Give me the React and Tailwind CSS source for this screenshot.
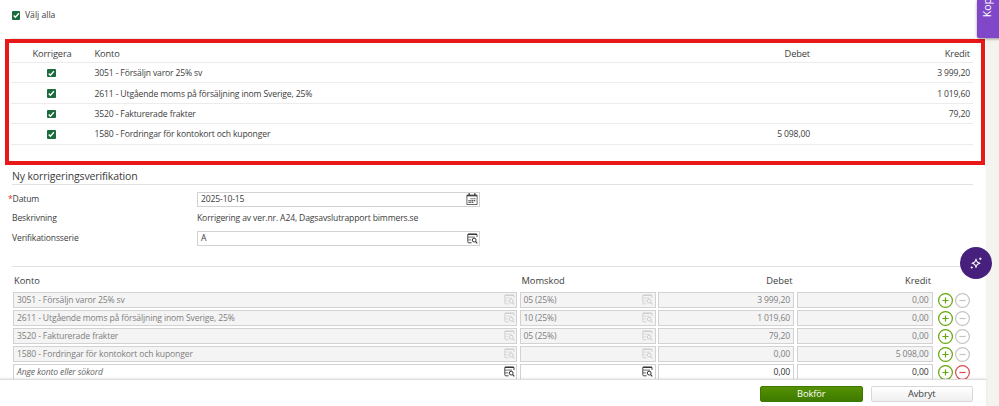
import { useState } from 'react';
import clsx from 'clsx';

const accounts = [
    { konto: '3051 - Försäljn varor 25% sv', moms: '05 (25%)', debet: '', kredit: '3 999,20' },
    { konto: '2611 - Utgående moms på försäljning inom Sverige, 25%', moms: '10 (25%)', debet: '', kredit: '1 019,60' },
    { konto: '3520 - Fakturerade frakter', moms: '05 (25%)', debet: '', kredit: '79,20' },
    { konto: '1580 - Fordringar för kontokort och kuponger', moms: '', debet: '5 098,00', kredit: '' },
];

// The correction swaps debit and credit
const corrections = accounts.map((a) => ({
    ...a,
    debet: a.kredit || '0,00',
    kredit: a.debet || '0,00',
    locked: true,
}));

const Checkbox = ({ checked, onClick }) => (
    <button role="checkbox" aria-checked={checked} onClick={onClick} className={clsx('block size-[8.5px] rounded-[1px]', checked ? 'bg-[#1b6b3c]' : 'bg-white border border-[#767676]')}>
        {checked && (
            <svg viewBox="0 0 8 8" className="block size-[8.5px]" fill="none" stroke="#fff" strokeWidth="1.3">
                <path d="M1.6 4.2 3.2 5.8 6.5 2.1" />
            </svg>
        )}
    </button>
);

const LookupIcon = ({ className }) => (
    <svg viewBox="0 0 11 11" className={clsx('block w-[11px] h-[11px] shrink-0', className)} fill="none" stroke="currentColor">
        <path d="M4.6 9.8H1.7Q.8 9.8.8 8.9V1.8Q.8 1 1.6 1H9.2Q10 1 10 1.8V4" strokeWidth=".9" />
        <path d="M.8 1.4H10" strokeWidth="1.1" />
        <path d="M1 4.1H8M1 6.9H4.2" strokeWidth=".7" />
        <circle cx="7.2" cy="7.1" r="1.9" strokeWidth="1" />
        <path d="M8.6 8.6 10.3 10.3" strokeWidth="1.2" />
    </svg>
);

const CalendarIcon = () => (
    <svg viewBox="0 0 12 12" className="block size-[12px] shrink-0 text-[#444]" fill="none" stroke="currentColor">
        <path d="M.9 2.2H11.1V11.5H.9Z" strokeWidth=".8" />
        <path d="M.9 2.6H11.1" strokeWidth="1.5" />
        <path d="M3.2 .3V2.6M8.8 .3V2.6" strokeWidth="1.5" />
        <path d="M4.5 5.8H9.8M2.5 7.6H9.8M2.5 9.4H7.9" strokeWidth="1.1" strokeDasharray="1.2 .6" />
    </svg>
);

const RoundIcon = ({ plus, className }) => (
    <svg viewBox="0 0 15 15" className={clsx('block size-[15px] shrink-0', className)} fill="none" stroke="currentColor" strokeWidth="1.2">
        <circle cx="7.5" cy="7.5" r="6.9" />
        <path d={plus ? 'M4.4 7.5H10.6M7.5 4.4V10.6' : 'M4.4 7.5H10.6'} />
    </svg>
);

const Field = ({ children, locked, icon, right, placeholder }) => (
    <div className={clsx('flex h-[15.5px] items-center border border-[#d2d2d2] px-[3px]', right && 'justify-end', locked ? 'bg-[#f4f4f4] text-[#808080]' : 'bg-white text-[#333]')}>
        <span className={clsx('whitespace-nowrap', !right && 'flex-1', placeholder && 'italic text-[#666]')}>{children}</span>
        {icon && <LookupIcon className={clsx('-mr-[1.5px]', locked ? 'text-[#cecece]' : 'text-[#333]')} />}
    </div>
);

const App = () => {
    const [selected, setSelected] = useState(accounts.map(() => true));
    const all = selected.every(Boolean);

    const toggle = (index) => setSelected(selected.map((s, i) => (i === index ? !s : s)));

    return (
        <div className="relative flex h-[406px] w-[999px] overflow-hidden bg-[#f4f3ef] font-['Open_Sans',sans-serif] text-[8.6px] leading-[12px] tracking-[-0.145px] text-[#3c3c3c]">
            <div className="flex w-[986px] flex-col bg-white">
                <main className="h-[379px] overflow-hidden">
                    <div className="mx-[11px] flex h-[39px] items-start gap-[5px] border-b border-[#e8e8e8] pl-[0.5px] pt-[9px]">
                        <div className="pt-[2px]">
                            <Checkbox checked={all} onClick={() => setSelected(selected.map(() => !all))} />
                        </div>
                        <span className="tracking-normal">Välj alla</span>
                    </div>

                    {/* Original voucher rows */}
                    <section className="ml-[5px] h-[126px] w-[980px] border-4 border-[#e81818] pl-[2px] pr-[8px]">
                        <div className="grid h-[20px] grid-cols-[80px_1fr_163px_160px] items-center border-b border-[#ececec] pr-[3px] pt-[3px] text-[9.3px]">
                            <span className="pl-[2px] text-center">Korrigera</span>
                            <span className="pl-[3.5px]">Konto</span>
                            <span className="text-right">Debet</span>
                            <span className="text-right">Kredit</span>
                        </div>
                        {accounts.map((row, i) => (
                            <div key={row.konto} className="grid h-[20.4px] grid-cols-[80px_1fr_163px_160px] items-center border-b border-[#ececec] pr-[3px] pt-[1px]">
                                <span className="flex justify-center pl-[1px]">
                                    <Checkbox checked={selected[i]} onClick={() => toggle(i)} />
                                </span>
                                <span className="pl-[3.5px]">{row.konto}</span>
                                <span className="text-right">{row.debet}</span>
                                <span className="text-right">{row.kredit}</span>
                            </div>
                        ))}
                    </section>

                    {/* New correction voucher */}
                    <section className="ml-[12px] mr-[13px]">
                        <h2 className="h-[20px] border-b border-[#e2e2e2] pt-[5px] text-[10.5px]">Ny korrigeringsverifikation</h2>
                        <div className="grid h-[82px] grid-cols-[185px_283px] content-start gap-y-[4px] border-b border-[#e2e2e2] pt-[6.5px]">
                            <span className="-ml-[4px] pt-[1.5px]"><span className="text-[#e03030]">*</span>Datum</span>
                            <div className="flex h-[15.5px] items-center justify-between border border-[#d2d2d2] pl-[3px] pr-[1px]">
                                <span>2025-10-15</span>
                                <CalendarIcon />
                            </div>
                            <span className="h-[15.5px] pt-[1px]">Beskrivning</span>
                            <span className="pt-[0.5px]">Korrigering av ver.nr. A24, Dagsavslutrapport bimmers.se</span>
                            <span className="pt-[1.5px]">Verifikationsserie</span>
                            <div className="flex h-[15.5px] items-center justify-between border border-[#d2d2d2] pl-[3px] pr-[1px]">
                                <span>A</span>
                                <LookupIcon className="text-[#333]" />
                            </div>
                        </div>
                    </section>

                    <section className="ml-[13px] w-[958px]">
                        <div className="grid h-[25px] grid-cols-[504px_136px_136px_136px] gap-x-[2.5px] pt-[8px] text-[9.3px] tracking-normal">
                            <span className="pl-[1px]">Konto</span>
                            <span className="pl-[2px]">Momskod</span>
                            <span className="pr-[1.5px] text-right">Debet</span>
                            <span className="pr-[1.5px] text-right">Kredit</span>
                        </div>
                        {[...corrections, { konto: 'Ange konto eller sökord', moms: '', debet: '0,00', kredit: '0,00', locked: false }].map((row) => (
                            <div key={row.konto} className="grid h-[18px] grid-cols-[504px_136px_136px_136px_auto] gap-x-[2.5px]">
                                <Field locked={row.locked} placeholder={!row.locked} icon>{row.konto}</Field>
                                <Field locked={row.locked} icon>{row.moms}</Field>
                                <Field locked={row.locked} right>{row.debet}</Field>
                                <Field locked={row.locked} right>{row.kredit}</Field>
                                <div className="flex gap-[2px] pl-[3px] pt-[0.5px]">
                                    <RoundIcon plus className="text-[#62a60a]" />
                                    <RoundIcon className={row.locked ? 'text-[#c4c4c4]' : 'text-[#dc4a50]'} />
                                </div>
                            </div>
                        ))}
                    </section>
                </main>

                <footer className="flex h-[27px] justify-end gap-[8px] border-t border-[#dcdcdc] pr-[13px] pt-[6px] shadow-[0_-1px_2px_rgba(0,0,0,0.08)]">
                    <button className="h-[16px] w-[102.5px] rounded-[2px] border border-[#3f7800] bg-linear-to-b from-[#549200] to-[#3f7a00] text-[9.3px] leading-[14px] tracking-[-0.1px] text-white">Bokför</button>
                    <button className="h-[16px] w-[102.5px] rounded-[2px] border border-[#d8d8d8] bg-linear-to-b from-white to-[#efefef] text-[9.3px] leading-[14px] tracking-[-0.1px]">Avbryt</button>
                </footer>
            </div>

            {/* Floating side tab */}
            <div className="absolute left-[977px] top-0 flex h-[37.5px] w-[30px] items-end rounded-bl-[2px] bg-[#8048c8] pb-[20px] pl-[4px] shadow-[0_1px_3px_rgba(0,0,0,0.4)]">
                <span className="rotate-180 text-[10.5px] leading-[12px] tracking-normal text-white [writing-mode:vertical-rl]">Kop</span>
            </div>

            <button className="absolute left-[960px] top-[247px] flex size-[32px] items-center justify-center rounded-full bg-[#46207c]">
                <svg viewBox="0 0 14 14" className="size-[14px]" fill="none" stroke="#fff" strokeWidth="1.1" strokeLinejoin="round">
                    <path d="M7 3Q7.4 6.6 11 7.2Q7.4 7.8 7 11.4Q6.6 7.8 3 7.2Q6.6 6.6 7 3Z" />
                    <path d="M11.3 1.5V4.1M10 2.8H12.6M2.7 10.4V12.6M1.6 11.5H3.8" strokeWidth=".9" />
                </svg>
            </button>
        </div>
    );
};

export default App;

┄┄┄┄┄┄

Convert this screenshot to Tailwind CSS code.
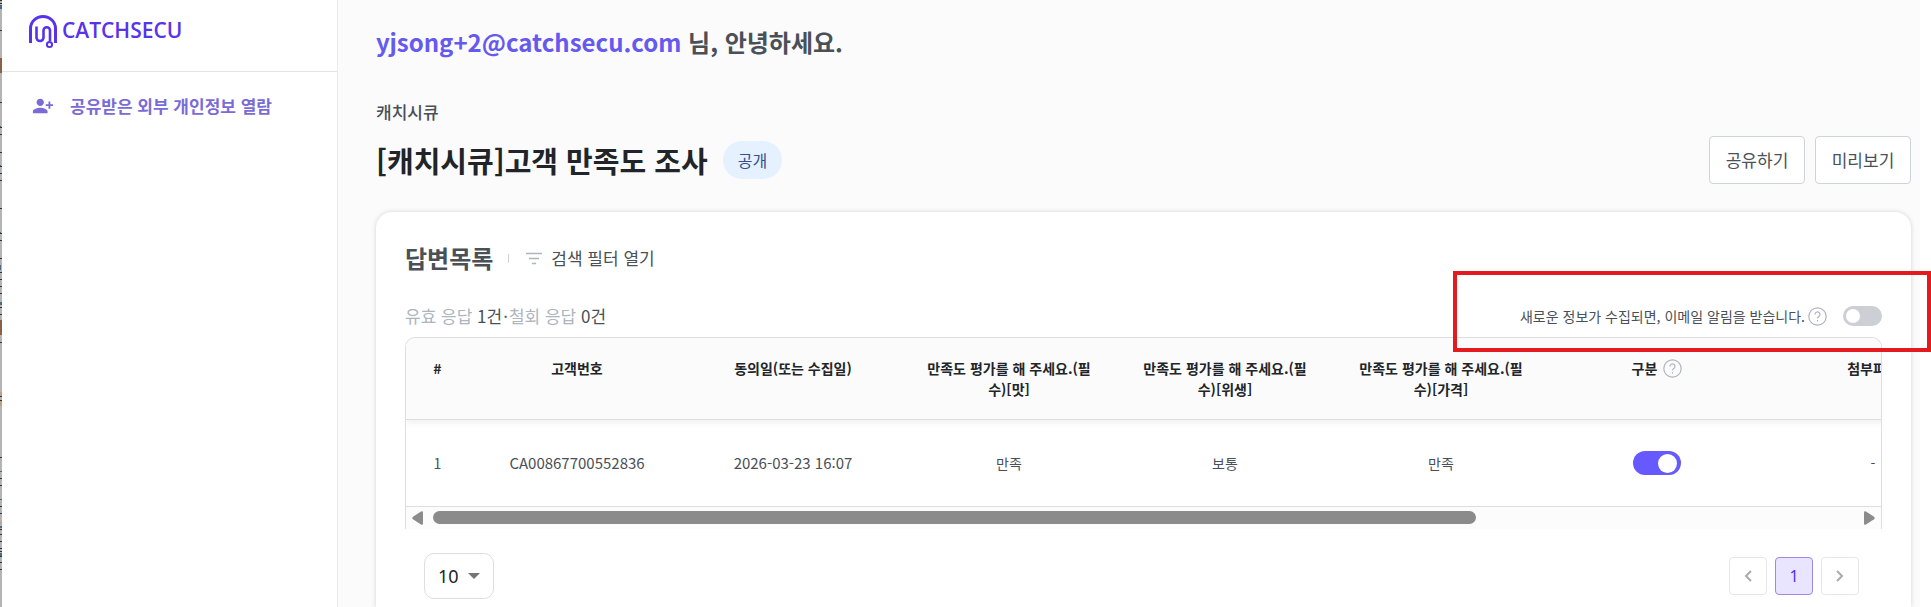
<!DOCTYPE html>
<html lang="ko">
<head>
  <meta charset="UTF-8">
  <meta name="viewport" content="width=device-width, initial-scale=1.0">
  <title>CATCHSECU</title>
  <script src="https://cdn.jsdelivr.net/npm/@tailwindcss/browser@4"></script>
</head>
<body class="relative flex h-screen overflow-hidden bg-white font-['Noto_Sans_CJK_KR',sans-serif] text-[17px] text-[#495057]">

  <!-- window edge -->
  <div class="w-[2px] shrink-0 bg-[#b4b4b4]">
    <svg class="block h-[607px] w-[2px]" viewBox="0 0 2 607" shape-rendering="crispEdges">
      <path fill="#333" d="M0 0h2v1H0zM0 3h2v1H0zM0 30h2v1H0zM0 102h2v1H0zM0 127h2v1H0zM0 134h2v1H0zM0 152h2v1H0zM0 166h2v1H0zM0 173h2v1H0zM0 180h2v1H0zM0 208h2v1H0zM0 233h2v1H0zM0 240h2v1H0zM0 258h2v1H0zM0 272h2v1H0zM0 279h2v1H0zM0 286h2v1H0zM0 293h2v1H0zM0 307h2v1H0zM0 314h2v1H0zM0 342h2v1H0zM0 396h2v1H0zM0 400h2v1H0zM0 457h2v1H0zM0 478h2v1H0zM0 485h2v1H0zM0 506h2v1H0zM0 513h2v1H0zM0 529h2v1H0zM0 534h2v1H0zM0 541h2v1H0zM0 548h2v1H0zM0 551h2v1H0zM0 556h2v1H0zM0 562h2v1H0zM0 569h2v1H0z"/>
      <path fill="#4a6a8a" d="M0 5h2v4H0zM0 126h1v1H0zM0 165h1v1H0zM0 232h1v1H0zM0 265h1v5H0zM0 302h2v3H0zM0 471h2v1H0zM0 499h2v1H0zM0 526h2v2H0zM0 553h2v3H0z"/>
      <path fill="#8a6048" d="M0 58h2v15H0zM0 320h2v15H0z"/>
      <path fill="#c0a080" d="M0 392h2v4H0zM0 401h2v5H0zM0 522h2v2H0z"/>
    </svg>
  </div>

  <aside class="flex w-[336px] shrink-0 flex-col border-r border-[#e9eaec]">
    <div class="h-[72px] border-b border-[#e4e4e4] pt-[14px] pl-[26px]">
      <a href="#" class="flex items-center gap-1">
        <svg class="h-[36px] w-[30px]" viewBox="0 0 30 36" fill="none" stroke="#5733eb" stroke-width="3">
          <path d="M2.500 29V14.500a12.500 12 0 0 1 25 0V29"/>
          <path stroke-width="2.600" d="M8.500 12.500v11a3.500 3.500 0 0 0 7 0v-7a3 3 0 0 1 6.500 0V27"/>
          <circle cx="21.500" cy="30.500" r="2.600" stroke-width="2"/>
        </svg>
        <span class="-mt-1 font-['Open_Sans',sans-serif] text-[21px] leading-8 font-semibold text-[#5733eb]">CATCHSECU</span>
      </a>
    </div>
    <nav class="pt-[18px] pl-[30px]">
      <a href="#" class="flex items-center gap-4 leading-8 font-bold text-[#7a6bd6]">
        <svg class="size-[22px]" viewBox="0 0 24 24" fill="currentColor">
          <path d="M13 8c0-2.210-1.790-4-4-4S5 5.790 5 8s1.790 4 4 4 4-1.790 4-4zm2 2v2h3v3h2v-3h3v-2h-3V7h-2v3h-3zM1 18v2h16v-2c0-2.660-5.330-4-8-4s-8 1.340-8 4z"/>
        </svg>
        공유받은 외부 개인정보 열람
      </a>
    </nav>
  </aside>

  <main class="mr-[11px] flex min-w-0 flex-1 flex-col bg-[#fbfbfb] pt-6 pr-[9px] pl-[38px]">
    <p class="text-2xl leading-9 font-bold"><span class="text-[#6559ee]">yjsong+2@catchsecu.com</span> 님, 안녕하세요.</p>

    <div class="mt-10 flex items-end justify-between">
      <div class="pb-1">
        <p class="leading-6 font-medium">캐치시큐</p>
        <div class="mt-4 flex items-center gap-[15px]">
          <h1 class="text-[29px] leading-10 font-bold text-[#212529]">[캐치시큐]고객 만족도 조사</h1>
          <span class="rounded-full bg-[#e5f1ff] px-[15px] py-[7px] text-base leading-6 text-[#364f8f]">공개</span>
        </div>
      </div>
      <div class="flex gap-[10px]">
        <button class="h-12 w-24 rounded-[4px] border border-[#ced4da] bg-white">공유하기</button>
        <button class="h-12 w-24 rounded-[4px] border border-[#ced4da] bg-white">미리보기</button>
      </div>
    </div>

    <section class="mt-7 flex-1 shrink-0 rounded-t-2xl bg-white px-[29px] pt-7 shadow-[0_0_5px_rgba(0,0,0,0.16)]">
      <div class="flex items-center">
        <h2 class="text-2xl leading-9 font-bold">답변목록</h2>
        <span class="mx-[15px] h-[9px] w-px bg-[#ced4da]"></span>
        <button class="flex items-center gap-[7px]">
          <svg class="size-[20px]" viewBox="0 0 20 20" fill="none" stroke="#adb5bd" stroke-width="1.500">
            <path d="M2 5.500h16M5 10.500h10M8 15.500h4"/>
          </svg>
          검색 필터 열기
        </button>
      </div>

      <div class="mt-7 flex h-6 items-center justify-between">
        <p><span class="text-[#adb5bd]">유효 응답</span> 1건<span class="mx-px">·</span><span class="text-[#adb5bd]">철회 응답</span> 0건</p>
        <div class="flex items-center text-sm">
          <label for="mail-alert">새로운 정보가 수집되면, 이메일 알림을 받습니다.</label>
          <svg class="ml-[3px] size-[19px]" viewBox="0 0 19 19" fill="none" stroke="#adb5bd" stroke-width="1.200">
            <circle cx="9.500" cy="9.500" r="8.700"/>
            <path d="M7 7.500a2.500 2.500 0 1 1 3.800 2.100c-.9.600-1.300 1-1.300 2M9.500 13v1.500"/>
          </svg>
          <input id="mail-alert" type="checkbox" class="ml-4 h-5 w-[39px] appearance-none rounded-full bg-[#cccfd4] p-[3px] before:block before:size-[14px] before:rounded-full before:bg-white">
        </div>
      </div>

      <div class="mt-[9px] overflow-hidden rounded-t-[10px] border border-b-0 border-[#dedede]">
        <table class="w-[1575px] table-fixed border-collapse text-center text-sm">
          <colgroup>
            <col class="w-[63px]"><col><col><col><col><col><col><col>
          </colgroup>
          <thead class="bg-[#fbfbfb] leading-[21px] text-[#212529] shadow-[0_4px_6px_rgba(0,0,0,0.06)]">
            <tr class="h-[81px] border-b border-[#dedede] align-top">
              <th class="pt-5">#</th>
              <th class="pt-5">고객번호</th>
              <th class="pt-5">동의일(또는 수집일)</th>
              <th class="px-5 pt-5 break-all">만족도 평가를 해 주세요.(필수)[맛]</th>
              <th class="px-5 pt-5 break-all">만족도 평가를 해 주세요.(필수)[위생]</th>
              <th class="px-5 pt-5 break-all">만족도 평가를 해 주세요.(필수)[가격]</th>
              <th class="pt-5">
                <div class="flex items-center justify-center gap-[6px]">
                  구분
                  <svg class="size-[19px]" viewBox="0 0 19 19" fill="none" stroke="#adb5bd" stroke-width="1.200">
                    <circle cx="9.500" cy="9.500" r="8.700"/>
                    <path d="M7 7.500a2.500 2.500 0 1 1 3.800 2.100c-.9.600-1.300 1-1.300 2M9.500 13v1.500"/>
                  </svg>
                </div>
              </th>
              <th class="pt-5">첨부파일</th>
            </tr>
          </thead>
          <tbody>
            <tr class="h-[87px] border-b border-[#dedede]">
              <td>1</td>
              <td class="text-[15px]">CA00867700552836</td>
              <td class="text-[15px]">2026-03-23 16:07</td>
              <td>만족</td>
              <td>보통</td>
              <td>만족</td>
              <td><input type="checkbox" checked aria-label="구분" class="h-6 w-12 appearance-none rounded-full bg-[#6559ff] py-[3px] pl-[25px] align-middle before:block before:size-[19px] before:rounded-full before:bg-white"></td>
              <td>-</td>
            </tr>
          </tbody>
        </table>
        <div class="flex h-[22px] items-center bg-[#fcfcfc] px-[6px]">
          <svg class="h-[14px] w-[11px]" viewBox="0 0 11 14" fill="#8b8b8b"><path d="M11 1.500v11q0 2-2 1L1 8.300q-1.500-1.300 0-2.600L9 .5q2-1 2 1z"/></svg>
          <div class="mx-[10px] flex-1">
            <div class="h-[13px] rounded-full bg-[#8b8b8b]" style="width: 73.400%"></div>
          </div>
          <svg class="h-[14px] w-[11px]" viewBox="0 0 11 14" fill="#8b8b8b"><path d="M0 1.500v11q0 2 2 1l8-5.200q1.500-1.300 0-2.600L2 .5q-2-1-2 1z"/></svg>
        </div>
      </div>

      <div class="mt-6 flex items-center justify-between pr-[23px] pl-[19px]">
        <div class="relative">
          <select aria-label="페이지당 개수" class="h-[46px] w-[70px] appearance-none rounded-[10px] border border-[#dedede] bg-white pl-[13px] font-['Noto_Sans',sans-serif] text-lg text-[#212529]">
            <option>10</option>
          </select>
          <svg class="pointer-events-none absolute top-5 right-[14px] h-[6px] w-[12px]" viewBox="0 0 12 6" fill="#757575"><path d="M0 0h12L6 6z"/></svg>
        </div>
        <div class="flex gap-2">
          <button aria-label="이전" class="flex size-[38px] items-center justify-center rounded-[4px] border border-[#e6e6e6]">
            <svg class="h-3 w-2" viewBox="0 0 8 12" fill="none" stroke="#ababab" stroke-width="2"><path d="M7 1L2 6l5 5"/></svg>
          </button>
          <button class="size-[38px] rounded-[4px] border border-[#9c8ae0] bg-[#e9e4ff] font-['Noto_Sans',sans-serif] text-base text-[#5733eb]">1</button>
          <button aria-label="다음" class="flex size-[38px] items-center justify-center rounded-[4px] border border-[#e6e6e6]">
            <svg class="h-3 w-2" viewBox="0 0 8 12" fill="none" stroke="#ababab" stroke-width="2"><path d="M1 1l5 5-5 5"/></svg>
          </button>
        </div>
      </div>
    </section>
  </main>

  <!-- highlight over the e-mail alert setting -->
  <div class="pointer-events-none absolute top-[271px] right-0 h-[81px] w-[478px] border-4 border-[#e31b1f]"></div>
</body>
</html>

┄┄┄┄┄┄

WHAT THE EXERCISE ASKS: Among the records above, locate the line containing "Convert this screenshot to Tailwind CSS code." and the line containing "flex h-screen overflow-hidden", then transcribe exactly the lines starting at the first and ending at the second, with no pictures.

THE REPLY:
Convert this screenshot to Tailwind CSS code.
<!DOCTYPE html>
<html lang="ko">
<head>
  <meta charset="UTF-8">
  <meta name="viewport" content="width=device-width, initial-scale=1.0">
  <title>CATCHSECU</title>
  <script src="https://cdn.jsdelivr.net/npm/@tailwindcss/browser@4"></script>
</head>
<body class="relative flex h-screen overflow-hidden bg-white font-['Noto_Sans_CJK_KR',sans-serif] text-[17px] text-[#495057]">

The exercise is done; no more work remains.